4. Increased interest in AI. As AI software increases in capability, we can expect increased investment in the field, especially if a race dynamic develops.
Intelligence explosion is an example of a speedup of the first type. In an intelligence explosion scenario, the ability of AI systems to innovate within the field of AI leads to a positive feedback loop of accelerating progress resulting in superintelligence.
Intelligence explosion and other forms of speedup are often conflated with the hypothesis that smarter-than-human AI is imminent; but some reasons to expect speedups (e.g., ‘overall difficulty of AI progress’ and ‘discontinuity of AI progress’) can equally imply that smarter-than-human AI systems are further off than many researchers expect.
Are there any factors that could help speed up safety work relative to capabilities work? Some have suggested that interest in safety is likely to increase as smarter-than-human AI draws nearer. However, this might coincide with a compensatory increase in AI capabilities investment. Since systems approaching superintelligence will have incentives to appear safe, it is also possible that safety work will erroneously appear less necessary when AI systems approach humans in intelligence, as in Nick Bostrom’s treacherous turn scenario.
We could also imagine outsourcing AI safety work to sufficiently advanced AI systems, just as we might outsource AI capabilities work.

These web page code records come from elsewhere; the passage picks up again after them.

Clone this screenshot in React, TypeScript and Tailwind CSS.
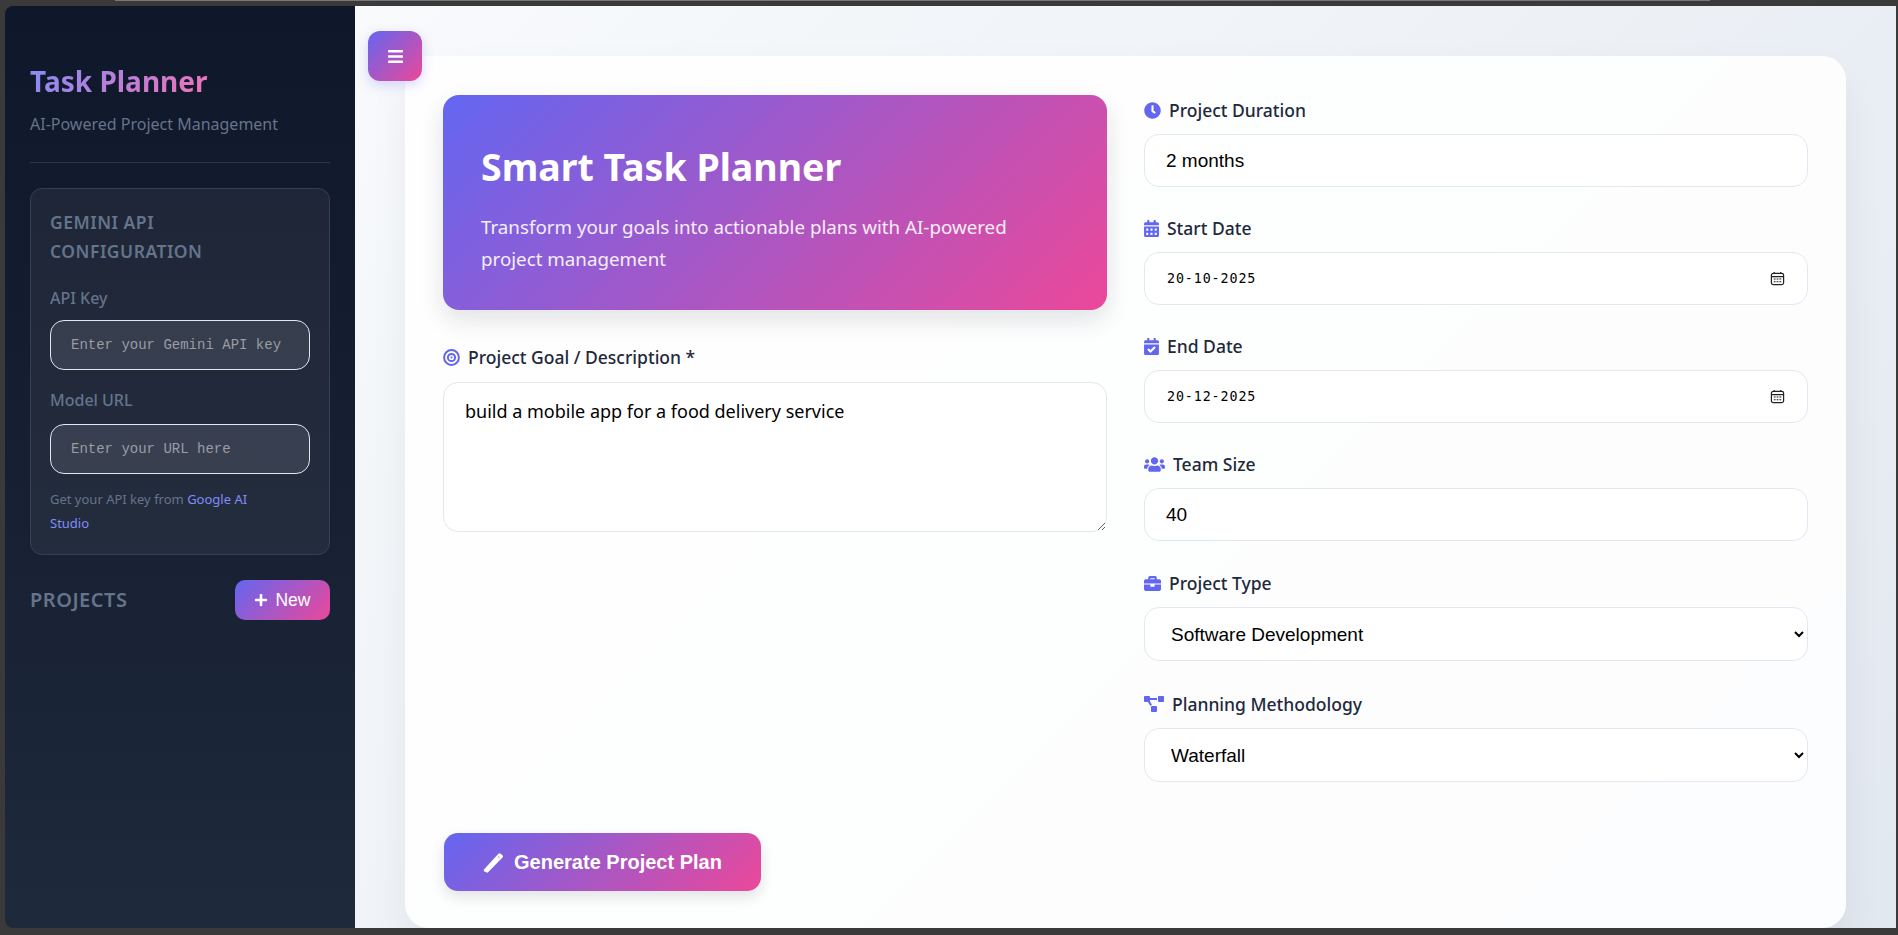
import { ReactNode } from "react";
import {
  FaBars,
  FaBriefcase,
  FaCalendarAlt,
  FaCalendarCheck,
  FaClock,
  FaPlus,
  FaProjectDiagram,
  FaUsers,
} from "react-icons/fa";

const uiFont = "font-['Noto_Sans','Open_Sans',sans-serif]";
const gradient = "bg-[linear-gradient(135deg,#6366f1,#ec4899)]";

function FieldLabel({ icon, text }: { icon: ReactNode; text: string }) {
  return (
    <label className="flex items-center gap-[8px] h-[24px] mb-[12px] text-[17.5px] font-medium text-[#1e293b]">
      <span className="text-[#6366f1] flex items-center">{icon}</span>
      {text}
    </label>
  );
}

function TextField({ value }: { value: string }) {
  return (
    <input
      readOnly
      value={value}
      className="w-full h-[53px] px-[21px] rounded-[15px] border border-[#e2e8f0] bg-white text-[19px] text-black outline-none font-['Liberation_Sans',sans-serif]"
    />
  );
}

function DateField({ value }: { value: string }) {
  return (
    <div className="relative">
      <input
        readOnly
        value={value}
        className="w-full h-[53px] px-[22px] rounded-[15px] border border-[#e2e8f0] bg-white text-[13.33px] tracking-[0.9px] text-black outline-none font-['DejaVu_Sans_Mono',monospace]"
      />
      <svg className="absolute right-[23px] top-[19px] w-[15px] h-[15px]" viewBox="0 0 16 16" fill="none" stroke="#222" strokeWidth="1.3">
        <rect x="1.5" y="2.5" width="13" height="12" rx="2" />
        <path d="M1.5 6h13M4.5 1v2M11.5 1v2" />
        <path d="M4 8.5h2M7 8.5h2M10 8.5h2M4 11.5h2M7 11.5h2M10 11.5h2" strokeWidth="1.2" />
      </svg>
    </div>
  );
}

function SelectField({ value }: { value: string }) {
  return (
    <select
      defaultValue={value}
      className="w-full h-[54px] px-[22px] rounded-[15px] border border-[#e2e8f0] bg-white text-[19px] text-black outline-none font-['Liberation_Sans',sans-serif]"
    >
      <option>{value}</option>
    </select>
  );
}

function SidebarInput({ placeholder }: { placeholder: string }) {
  return (
    <input
      placeholder={placeholder}
      className="w-full h-[50px] px-[20px] rounded-[14px] border border-[#e2e8f0] bg-white/10 text-[14px] outline-none placeholder:text-[#9a9ca3] font-['Liberation_Mono',monospace]"
    />
  );
}

export default function App() {
  return (
    <div className={`relative h-[935px] overflow-hidden bg-[#3a3a3a] pt-[6px] pl-[5px] pr-[2px] pb-[7px] ${uiFont}`}>
      {/* sliver of the window behind, along the top edge */}
      <div className="absolute left-[115px] top-0 w-[1595px] h-px bg-[#777]" />
      <div className="flex h-full overflow-hidden rounded-tl-[8px] rounded-bl-[8px]">
        {/* Sidebar */}
        <aside className="w-[350px] shrink-0 bg-gradient-to-b from-[#0f172a] to-[#1e293b] px-[25px] pt-[56px]">
          <h1 className="text-[28px] leading-[38px] font-bold w-fit bg-[linear-gradient(135deg,#818cf8,#f472b6)] bg-clip-text text-transparent">
            Task Planner
          </h1>
          <p className="mt-[14px] text-[16px] leading-[20px] text-[#64748b]">AI-Powered Project Management</p>
          <div className="mt-[28px] h-px bg-[#2b364a]" />

          <div className="mt-[25px] h-[367px] rounded-[12px] border border-[#334155] bg-white/5 p-[19px]">
            <h3 className="text-[17.5px] leading-[29px] font-semibold tracking-[0.5px] text-[#64748b]">
              GEMINI API CONFIGURATION
            </h3>
            <div className="mt-[22px] text-[16px] leading-[20px] font-medium text-[#64748b]">API Key</div>
            <div className="mt-[12px]">
              <SidebarInput placeholder="Enter your Gemini API key" />
            </div>
            <div className="mt-[20px] text-[16px] leading-[20px] font-medium text-[#64748b]">Model URL</div>
            <div className="mt-[14px]">
              <SidebarInput placeholder="Enter your URL here" />
            </div>
            <p className="mt-[13px] max-w-[225px] text-[13px] leading-[24px] text-[#64748b]">
              Get your API key from <span className="text-[#818cf8]">Google AI Studio</span>
            </p>
          </div>

          <div className="mt-[25px] flex items-center justify-between">
            <h2 className="text-[20px] font-semibold tracking-[0.5px] text-[#64748b]">PROJECTS</h2>
            <button className={`flex items-center justify-center gap-[7px] w-[95px] h-[40px] rounded-[10px] text-[17.5px] text-white font-['Liberation_Sans',sans-serif] ${gradient}`}>
              <FaPlus className="text-[14px]" />
              New
            </button>
          </div>
        </aside>

        {/* Main area */}
        <main className="relative flex-1 bg-[linear-gradient(135deg,#f8fafc,#e2e8f0)] pt-[50px] px-[50px]">
          <button className={`absolute left-[13px] top-[25px] z-10 flex items-center justify-center w-[54px] h-[50px] rounded-[12px] text-white text-[17px] shadow-[0_4px_12px_rgba(99,102,241,0.25)] ${gradient}`}>
            <FaBars />
          </button>

          <div className="h-[872px] rounded-[24px] bg-white/90 p-[38px] pt-[39px] shadow-[0_20px_40px_rgba(15,23,42,0.06)]">
            <div className="grid grid-cols-2 gap-x-[37px]">
              <div>
                <section className={`h-[215px] rounded-[16px] px-[38px] pt-[47px] text-white shadow-[0_10px_25px_rgba(15,23,42,0.12)] ${gradient}`}>
                  <h2 className="text-[37.5px] leading-[49px] font-bold">Smart Task Planner</h2>
                  <p className="mt-[20px] text-[18.75px] leading-[32px] text-white/90 max-w-[560px]">
                    Transform your goals into actionable plans with AI-powered project management
                  </p>
                </section>
                <div className="mt-[35px]">
                  <FieldLabel
                    icon={<TargetIcon />}
                    text="Project Goal / Description *"
                  />
                  <textarea
                    readOnly
                    value="build a mobile app for a food delivery service"
                    className="block mt-[13px] w-full h-[150px] px-[21px] py-[15px] rounded-[15px] border border-[#e2e8f0] bg-white text-[18px] leading-[27px] text-black outline-none"
                  />
                </div>
              </div>

              <div className="flex flex-col gap-[29px] pt-[3px]">
                <div>
                  <FieldLabel icon={<FaClock className="w-[17px] h-[17px]" />} text="Project Duration" />
                  <TextField value="2 months" />
                </div>
                <div>
                  <FieldLabel icon={<FaCalendarAlt className="w-[15px] h-[17px]" />} text="Start Date" />
                  <DateField value="20-10-2025" />
                </div>
                <div>
                  <FieldLabel icon={<FaCalendarCheck className="w-[15px] h-[17px]" />} text="End Date" />
                  <DateField value="20-12-2025" />
                </div>
                <div>
                  <FieldLabel icon={<FaUsers className="w-[21px] h-[17px]" />} text="Team Size" />
                  <TextField value="40" />
                </div>
                <div className="mt-px">
                  <FieldLabel icon={<FaBriefcase className="w-[17px] h-[17px]" />} text="Project Type" />
                  <SelectField value="Software Development" />
                </div>
                <div className="mt-[2px]">
                  <FieldLabel icon={<FaProjectDiagram className="w-[20px] h-[16px]" />} text="Planning Methodology" />
                  <SelectField value="Waterfall" />
                </div>
              </div>
            </div>

            <button className={`mt-[51px] ml-px flex items-center justify-center gap-[10px] w-[317px] h-[58px] rounded-[14px] text-[20px] font-bold text-white shadow-[0_6px_14px_rgba(15,23,42,0.12)] font-['Liberation_Sans',sans-serif] ${gradient}`}>
              <WandIcon />
              Generate Project Plan
            </button>
          </div>
        </main>
      </div>
    </div>
  );
}

function TargetIcon() {
  return (
    <svg width="17" height="17" viewBox="0 0 17 17" fill="none" stroke="currentColor" strokeWidth="2">
      <circle cx="8.5" cy="8.5" r="7.4" />
      <circle cx="8.5" cy="8.5" r="3.6" />
      <circle cx="8.5" cy="8.5" r="1" fill="currentColor" strokeWidth="0" />
    </svg>
  );
}

function WandIcon() {
  return (
    <svg width="21" height="21" viewBox="0 0 21 21">
      <path d="M1.2 17.2 15.4 1.8a1.6 1.6 0 0 1 2.3-.1l1.7 1.6a1.6 1.6 0 0 1 .1 2.2L5.3 20a1.6 1.6 0 0 1-2.3.1l-1.7-.7a1.6 1.6 0 0 1-.1-2.2Z" fill="#fff" />
      <path d="m15.2 4.6 1.4 1.3" stroke="#b35ab8" strokeWidth="1" />
    </svg>
  );
}
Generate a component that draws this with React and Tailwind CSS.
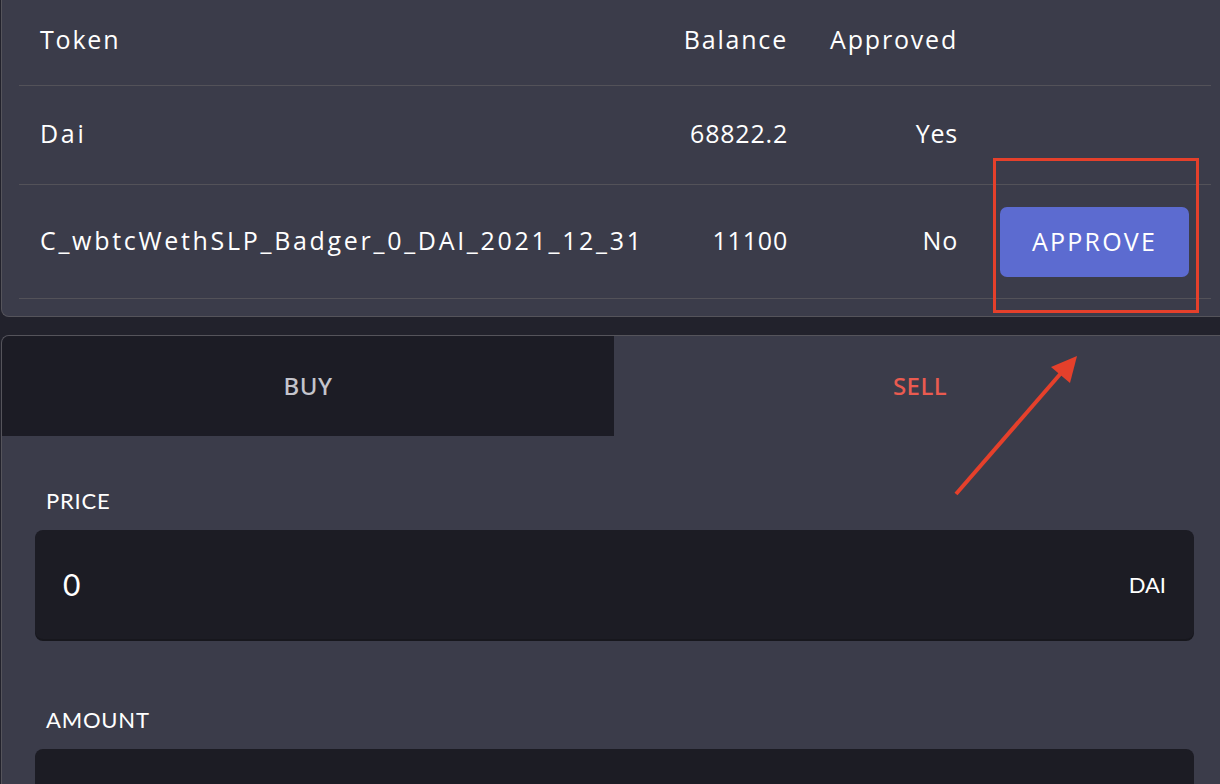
import React from 'react'

const rows = [
  { token: 'Dai', balance: '68822.2', approved: 'Yes' },
  { token: 'C_wbtcWethSLP_Badger_0_DAI_2021_12_31', balance: '11100', approved: 'No', action: true },
]

const font = { fontFamily: 'Lato, "Open Sans", sans-serif' }
const tableFont = { fontFamily: '"Open Sans", Lato, sans-serif' }

function Field({ label, value, unit }) {
  return (
    <div className="flex flex-col">
      <div className="h-[60px] flex items-center pl-[11px] text-[22px] text-white tracking-[0.8px]">{label}</div>
      <div className="w-[1159px] h-[109px] rounded-[8px] bg-[#1c1c24] shadow-[0_2px_0_#17171d] flex items-center justify-between pl-[28px] pr-[28px]">
        <span className="text-[30px] text-white">{value}</span>
        <span className="text-[22px] text-white">{unit}</span>
      </div>
    </div>
  )
}

export default function App() {
  return (
    <div className="relative w-[1220px] h-[784px] overflow-hidden bg-[#22222c]" style={font}>
      {/* Token table */}
      <div className="ml-px w-[1240px] h-[317px] bg-[#3b3c4a] border-l border-b border-[#55545b] rounded-bl-[8px] pl-[17px]" style={tableFont}>
        <div className="w-[1192px]">
          <div className="grid grid-cols-[643px_147px_170px_232px] h-[86px] items-center border-b border-[#535259] text-[25px] tracking-[1.8px] text-white">
            <div className="px-[21px] pb-[6px]">Token</div>
            <div className="px-[21px] pb-[6px] text-right">Balance</div>
            <div className="px-[21px] pb-[6px] text-right">Approved</div>
            <div />
          </div>
          {rows.map((r) => (
            <div
              key={r.token}
              className={`grid grid-cols-[643px_147px_170px_232px] items-center border-b border-[#535259] text-[25px] tracking-[0.8px] text-white ${r.action ? 'h-[114px]' : 'h-[99px]'}`}
            >
              <div className="px-[21px] pb-[2px] whitespace-nowrap tracking-[2.7px]">{r.token}</div>
              <div className="px-[21px] pb-[2px] text-right">{r.balance}</div>
              <div className="px-[21px] pb-[2px] text-right">{r.approved}</div>
              <div className="px-[21px]">
                {r.action && (
                  <button className="w-[189px] h-[70px] rounded-[7px] bg-[#5c6bd0] text-white text-[25px] tracking-[2.2px]">
                    APPROVE
                  </button>
                )}
              </div>
            </div>
          ))}
        </div>
      </div>

      {/* Buy / sell panel */}
      <div className="ml-px mt-[18px] w-[1240px] h-[460px] bg-[#3b3c4a] border-l border-t border-[#55545b] rounded-tl-[8px] overflow-hidden">
        <div className="flex h-[100px]" style={{ fontFamily: '"Noto Sans", "Open Sans", sans-serif' }}>
          <div className="w-[612px] bg-[#1c1c25] flex items-center justify-center text-[24px] font-medium text-[#c4c4cc] tracking-[0.5px]">
            BUY
          </div>
          <div className="w-[612px] flex items-center justify-center text-[24px] font-medium text-[#ea5b50] tracking-[0.5px]">
            SELL
          </div>
        </div>
        <div className="pl-[33px] pt-[34px] flex flex-col gap-[50px]">
          <Field label="PRICE" value="0" unit="DAI" />
          <Field label="AMOUNT" value="" unit="" />
        </div>
      </div>

      {/* Annotation */}
      <div className="absolute left-[993px] top-[158px] w-[206px] h-[155px] border-[3px] border-[#e5402b]" />
      <svg className="absolute left-0 top-0" width="1220" height="784" viewBox="0 0 1220 784">
        <line x1="956" y1="494" x2="1062" y2="372" stroke="#e5402b" strokeWidth="4" />
        <polygon points="1077,356 1051,367 1070,383" fill="#e5402b" />
      </svg>
    </div>
  )
}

However, it is likely to take a special effort to reach the point where we can (safely) delegate a variety of safety tasks before we can delegate a comparable amount of capabilities work.
On the whole, capabilities speedup effects make it more difficult to make robust predictions about AI timelines. If rates of progress are discontinuous, highly capable AI systems may continue to appear about equally far off until shortly before their invention. This suggests that it would be unwise to wait until advanced AI appears to be near to begin investing in basic AI safety research.